= SkyCat =

UK series of aerostat

SkyCat (a portmanteau of "Sky Catamaran") is a class of proposed heavy-lift hybrid airships which derive more than half of their lift by helium buoyancy and the balance via aerodynamic lift produced by aerodynamic shaping. The SkyCat design incorporates hover cushion technology in place of wheels, allowing craft to take off and land anywhere, including remote regions without need for airports or sophisticated forward based infrastructure.

The SkyKitten, a 1/6 linear scale model of a SkyCat design was built and flown by Advanced Technologies Group (ATG) (now-defunct successor to Airship Industries) in the United Kingdom at Cardington.

"SkyFreighter" is the name given by the Hybrid Air Vehicles to one of its implementations of the SkyCat design.
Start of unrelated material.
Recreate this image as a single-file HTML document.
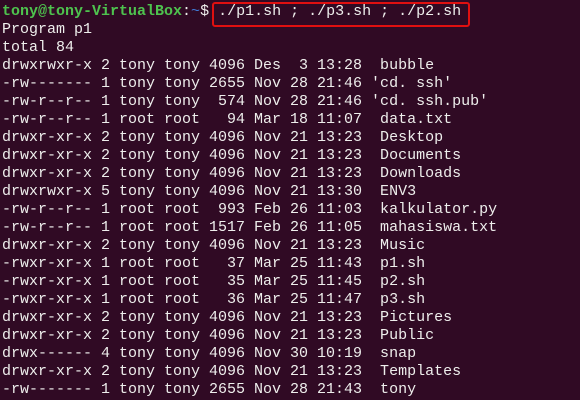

These are proposed to carry heavy-lift and ultra-heavy-lift cargo payloads from 50 tons net payload to as heavy as 1000 tons which may be a mix of outsized and/or containerized objects.

The Skycat is almost impervious to light ordnance, such as automatic rifle or mortar fire, which will merely pass through the metallized PET film envelope without causing critical helium loss.

SkyCat air vehicle developments are being pursued by at least one major aerospace company. DARPA concluded their "WALRUS" contract with industry to explore technology options that might be employed in such vehicles as SkyCat in CY-2006.

ATG went into administration in 2005 having produced only one airship, the SkyCat. SkyCat Group was formed and bought ATG's operations. In turn Hybrid Air Vehicles of the UK was formed acquiring the assets of SkyCat Group in 2007 to continue development of the concept.